Well, this is a first. I forgot to enable my site blocker extension and still did not visit any of my blocked sites during work hours.
Chirps
Now listening to Shakira - Objection (Tango) from the Laundry Service album. Every song in this album is a banger!
Dido has been wondering why she got out of bed for 26 years.
I grew up in a hilly region of South Bangalore. So the flat earth theory would have never worked on me.
Now listening to this Guitar cover of Death and All His Friends by Coldplay
Now listening to Fuerte by Nelly Furtado ft. Concha Buika. Remember playing this song on repeat back in 2009.
I asked Claude a very basic question about the sum rule in differentiation, and it turned into a fun conversation about how deep learning works.
I find calculus inherently harder to learn than discrete math and less intuitive. Am I the only one?
I haven't shared any books here so far. I'd like to start off with one of my favourite technical books - Fluent Python by Luciano Ramalho.
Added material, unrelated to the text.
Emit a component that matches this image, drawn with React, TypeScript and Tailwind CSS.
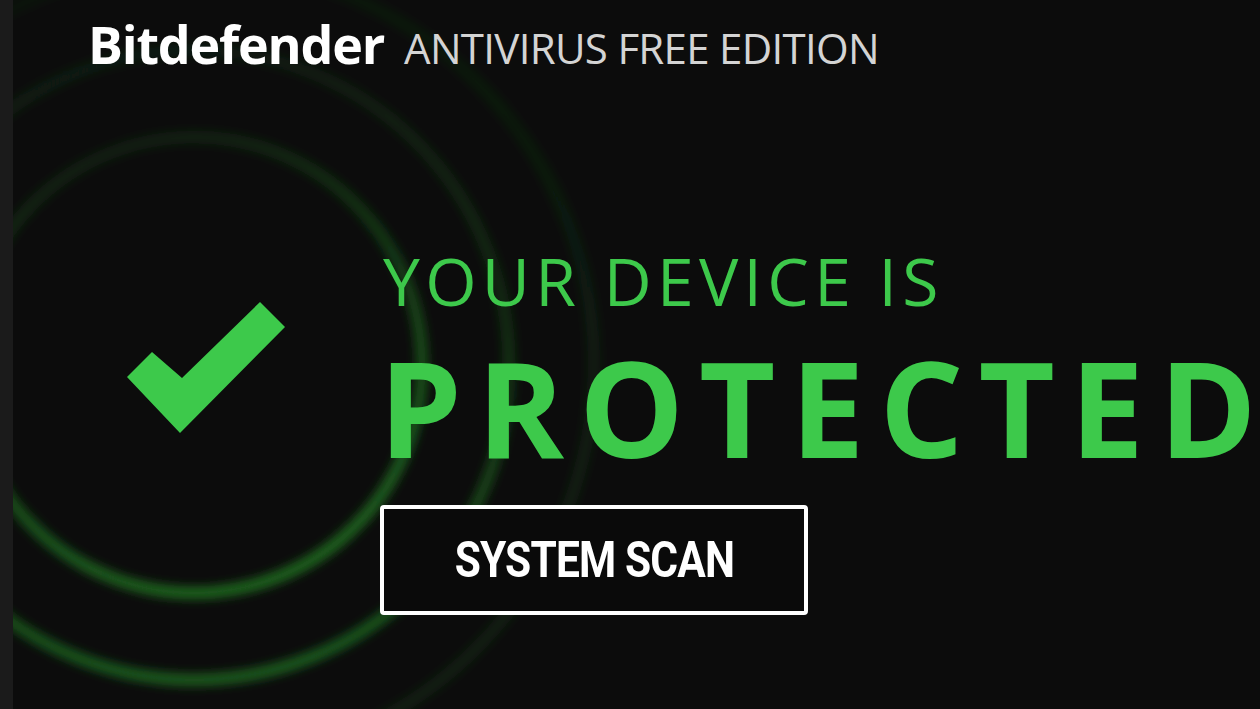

The book is written in a conversational style, is quite comprehensive and teaches you to write idiomatic Python. It also links to primary sources where you can learn about the history of Python.
Admittedly, I've only read around 50% of the book and mostly use it as a reference whenever I need to learn a specific topic. I highly recommend it if you want to level up as a Pythonista.
In the good old days, programming language creators designed the workhorse integer data type.
As soon as the computer industry started minting billionaires, all of a sudden, we started needing those esoteric big ints as well.
On a related note, it's amazing how Google's Map Reduce framework was created around the same time as Google's IPO. Google needed a new way to count all that money.